* [WORK TO BE COMPLETED]:
Return the whole listing, keeping every character the same.

* [DATA BLOCK]:

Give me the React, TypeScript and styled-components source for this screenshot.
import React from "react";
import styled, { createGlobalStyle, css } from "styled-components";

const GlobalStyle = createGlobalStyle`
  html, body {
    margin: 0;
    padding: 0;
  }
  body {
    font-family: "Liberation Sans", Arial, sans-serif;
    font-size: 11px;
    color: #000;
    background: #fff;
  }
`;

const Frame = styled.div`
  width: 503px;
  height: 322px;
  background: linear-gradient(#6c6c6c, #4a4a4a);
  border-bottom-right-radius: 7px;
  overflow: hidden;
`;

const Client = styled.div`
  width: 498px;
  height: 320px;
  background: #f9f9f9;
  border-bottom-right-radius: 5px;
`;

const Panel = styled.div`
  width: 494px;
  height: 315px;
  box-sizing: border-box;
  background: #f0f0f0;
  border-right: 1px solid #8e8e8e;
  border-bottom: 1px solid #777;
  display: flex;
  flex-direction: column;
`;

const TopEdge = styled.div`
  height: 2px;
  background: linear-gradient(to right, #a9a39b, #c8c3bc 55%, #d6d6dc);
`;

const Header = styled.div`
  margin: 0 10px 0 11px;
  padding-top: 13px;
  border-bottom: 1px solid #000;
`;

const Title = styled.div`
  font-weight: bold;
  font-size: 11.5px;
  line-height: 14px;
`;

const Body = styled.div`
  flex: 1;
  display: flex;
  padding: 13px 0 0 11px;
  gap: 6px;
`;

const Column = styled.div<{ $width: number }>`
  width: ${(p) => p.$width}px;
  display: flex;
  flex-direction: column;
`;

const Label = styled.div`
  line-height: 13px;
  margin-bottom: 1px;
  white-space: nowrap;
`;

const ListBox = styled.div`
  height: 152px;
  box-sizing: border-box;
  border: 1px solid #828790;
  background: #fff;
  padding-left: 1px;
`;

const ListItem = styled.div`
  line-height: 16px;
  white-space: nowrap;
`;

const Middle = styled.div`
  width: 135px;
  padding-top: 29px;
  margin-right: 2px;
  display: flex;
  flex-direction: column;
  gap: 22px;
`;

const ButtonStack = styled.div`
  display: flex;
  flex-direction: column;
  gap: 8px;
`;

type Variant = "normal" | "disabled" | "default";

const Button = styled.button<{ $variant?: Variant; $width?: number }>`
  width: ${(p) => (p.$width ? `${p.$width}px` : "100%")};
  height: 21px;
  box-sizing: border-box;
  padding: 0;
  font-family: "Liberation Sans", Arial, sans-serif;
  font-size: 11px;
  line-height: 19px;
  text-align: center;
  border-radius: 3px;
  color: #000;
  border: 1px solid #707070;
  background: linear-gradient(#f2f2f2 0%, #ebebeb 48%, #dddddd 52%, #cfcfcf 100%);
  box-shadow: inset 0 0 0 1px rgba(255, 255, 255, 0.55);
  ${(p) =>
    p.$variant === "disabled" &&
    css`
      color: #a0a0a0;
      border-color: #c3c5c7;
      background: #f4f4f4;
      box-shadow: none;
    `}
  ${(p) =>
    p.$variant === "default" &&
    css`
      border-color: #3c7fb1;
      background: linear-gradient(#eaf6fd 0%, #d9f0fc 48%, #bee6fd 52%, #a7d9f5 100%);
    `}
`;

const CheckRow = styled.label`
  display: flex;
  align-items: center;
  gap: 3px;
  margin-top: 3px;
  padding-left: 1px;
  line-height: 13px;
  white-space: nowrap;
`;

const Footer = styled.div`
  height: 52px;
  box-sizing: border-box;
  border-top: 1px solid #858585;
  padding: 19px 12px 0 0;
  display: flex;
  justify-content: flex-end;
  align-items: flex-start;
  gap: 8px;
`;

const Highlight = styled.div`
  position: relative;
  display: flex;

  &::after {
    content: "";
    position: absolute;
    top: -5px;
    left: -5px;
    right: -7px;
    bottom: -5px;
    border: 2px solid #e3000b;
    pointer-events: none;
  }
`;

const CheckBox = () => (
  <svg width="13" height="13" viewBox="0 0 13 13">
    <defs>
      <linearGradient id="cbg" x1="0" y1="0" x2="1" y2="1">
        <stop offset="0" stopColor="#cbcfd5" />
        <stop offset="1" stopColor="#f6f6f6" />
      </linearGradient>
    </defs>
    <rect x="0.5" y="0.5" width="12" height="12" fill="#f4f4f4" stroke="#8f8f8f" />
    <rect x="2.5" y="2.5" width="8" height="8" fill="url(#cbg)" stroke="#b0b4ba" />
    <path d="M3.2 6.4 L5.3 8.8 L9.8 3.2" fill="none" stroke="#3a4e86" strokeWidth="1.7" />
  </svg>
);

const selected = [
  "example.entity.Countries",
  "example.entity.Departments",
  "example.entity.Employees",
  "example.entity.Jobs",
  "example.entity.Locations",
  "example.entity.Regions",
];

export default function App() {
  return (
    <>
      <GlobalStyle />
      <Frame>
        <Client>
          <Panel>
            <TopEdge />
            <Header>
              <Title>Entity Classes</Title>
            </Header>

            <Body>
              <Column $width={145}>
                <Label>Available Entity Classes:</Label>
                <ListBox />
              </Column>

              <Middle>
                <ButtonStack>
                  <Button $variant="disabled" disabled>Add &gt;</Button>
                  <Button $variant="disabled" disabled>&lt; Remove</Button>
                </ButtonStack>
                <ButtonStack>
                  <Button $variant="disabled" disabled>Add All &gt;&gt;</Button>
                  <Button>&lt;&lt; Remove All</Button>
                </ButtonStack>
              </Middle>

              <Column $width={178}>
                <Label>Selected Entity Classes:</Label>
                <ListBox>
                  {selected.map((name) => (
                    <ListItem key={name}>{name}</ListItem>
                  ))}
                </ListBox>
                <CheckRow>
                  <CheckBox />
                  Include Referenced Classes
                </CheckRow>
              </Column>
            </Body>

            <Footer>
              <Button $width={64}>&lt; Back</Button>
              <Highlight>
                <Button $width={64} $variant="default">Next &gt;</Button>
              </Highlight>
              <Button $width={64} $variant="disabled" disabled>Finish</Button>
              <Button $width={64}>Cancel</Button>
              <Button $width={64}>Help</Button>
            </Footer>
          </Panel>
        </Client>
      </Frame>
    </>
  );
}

* [RESPONSE BELOW]:
Give me the React, TypeScript and styled-components source for this screenshot.
import React from "react";
import styled, { createGlobalStyle, css } from "styled-components";

const GlobalStyle = createGlobalStyle`
  html, body {
    margin: 0;
    padding: 0;
  }
  body {
    font-family: "Liberation Sans", Arial, sans-serif;
    font-size: 11px;
    color: #000;
    background: #fff;
  }
`;

const Frame = styled.div`
  width: 503px;
  height: 322px;
  background: linear-gradient(#6c6c6c, #4a4a4a);
  border-bottom-right-radius: 7px;
  overflow: hidden;
`;

const Client = styled.div`
  width: 498px;
  height: 320px;
  background: #f9f9f9;
  border-bottom-right-radius: 5px;
`;

const Panel = styled.div`
  width: 494px;
  height: 315px;
  box-sizing: border-box;
  background: #f0f0f0;
  border-right: 1px solid #8e8e8e;
  border-bottom: 1px solid #777;
  display: flex;
  flex-direction: column;
`;

const TopEdge = styled.div`
  height: 2px;
  background: linear-gradient(to right, #a9a39b, #c8c3bc 55%, #d6d6dc);
`;

const Header = styled.div`
  margin: 0 10px 0 11px;
  padding-top: 13px;
  border-bottom: 1px solid #000;
`;

const Title = styled.div`
  font-weight: bold;
  font-size: 11.5px;
  line-height: 14px;
`;

const Body = styled.div`
  flex: 1;
  display: flex;
  padding: 13px 0 0 11px;
  gap: 6px;
`;

const Column = styled.div<{ $width: number }>`
  width: ${(p) => p.$width}px;
  display: flex;
  flex-direction: column;
`;

const Label = styled.div`
  line-height: 13px;
  margin-bottom: 1px;
  white-space: nowrap;
`;

const ListBox = styled.div`
  height: 152px;
  box-sizing: border-box;
  border: 1px solid #828790;
  background: #fff;
  padding-left: 1px;
`;

const ListItem = styled.div`
  line-height: 16px;
  white-space: nowrap;
`;

const Middle = styled.div`
  width: 135px;
  padding-top: 29px;
  margin-right: 2px;
  display: flex;
  flex-direction: column;
  gap: 22px;
`;

const ButtonStack = styled.div`
  display: flex;
  flex-direction: column;
  gap: 8px;
`;

type Variant = "normal" | "disabled" | "default";

const Button = styled.button<{ $variant?: Variant; $width?: number }>`
  width: ${(p) => (p.$width ? `${p.$width}px` : "100%")};
  height: 21px;
  box-sizing: border-box;
  padding: 0;
  font-family: "Liberation Sans", Arial, sans-serif;
  font-size: 11px;
  line-height: 19px;
  text-align: center;
  border-radius: 3px;
  color: #000;
  border: 1px solid #707070;
  background: linear-gradient(#f2f2f2 0%, #ebebeb 48%, #dddddd 52%, #cfcfcf 100%);
  box-shadow: inset 0 0 0 1px rgba(255, 255, 255, 0.55);
  ${(p) =>
    p.$variant === "disabled" &&
    css`
      color: #a0a0a0;
      border-color: #c3c5c7;
      background: #f4f4f4;
      box-shadow: none;
    `}
  ${(p) =>
    p.$variant === "default" &&
    css`
      border-color: #3c7fb1;
      background: linear-gradient(#eaf6fd 0%, #d9f0fc 48%, #bee6fd 52%, #a7d9f5 100%);
    `}
`;

const CheckRow = styled.label`
  display: flex;
  align-items: center;
  gap: 3px;
  margin-top: 3px;
  padding-left: 1px;
  line-height: 13px;
  white-space: nowrap;
`;

const Footer = styled.div`
  height: 52px;
  box-sizing: border-box;
  border-top: 1px solid #858585;
  padding: 19px 12px 0 0;
  display: flex;
  justify-content: flex-end;
  align-items: flex-start;
  gap: 8px;
`;

const Highlight = styled.div`
  position: relative;
  display: flex;

  &::after {
    content: "";
    position: absolute;
    top: -5px;
    left: -5px;
    right: -7px;
    bottom: -5px;
    border: 2px solid #e3000b;
    pointer-events: none;
  }
`;

const CheckBox = () => (
  <svg width="13" height="13" viewBox="0 0 13 13">
    <defs>
      <linearGradient id="cbg" x1="0" y1="0" x2="1" y2="1">
        <stop offset="0" stopColor="#cbcfd5" />
        <stop offset="1" stopColor="#f6f6f6" />
      </linearGradient>
    </defs>
    <rect x="0.5" y="0.5" width="12" height="12" fill="#f4f4f4" stroke="#8f8f8f" />
    <rect x="2.5" y="2.5" width="8" height="8" fill="url(#cbg)" stroke="#b0b4ba" />
    <path d="M3.2 6.4 L5.3 8.8 L9.8 3.2" fill="none" stroke="#3a4e86" strokeWidth="1.7" />
  </svg>
);

const selected = [
  "example.entity.Countries",
  "example.entity.Departments",
  "example.entity.Employees",
  "example.entity.Jobs",
  "example.entity.Locations",
  "example.entity.Regions",
];

export default function App() {
  return (
    <>
      <GlobalStyle />
      <Frame>
        <Client>
          <Panel>
            <TopEdge />
            <Header>
              <Title>Entity Classes</Title>
            </Header>

            <Body>
              <Column $width={145}>
                <Label>Available Entity Classes:</Label>
                <ListBox />
              </Column>

              <Middle>
                <ButtonStack>
                  <Button $variant="disabled" disabled>Add &gt;</Button>
                  <Button $variant="disabled" disabled>&lt; Remove</Button>
                </ButtonStack>
                <ButtonStack>
                  <Button $variant="disabled" disabled>Add All &gt;&gt;</Button>
                  <Button>&lt;&lt; Remove All</Button>
                </ButtonStack>
              </Middle>

              <Column $width={178}>
                <Label>Selected Entity Classes:</Label>
                <ListBox>
                  {selected.map((name) => (
                    <ListItem key={name}>{name}</ListItem>
                  ))}
                </ListBox>
                <CheckRow>
                  <CheckBox />
                  Include Referenced Classes
                </CheckRow>
              </Column>
            </Body>

            <Footer>
              <Button $width={64}>&lt; Back</Button>
              <Highlight>
                <Button $width={64} $variant="default">Next &gt;</Button>
              </Highlight>
              <Button $width={64} $variant="disabled" disabled>Finish</Button>
              <Button $width={64}>Cancel</Button>
              <Button $width={64}>Help</Button>
            </Footer>
          </Panel>
        </Client>
      </Frame>
    </>
  );
}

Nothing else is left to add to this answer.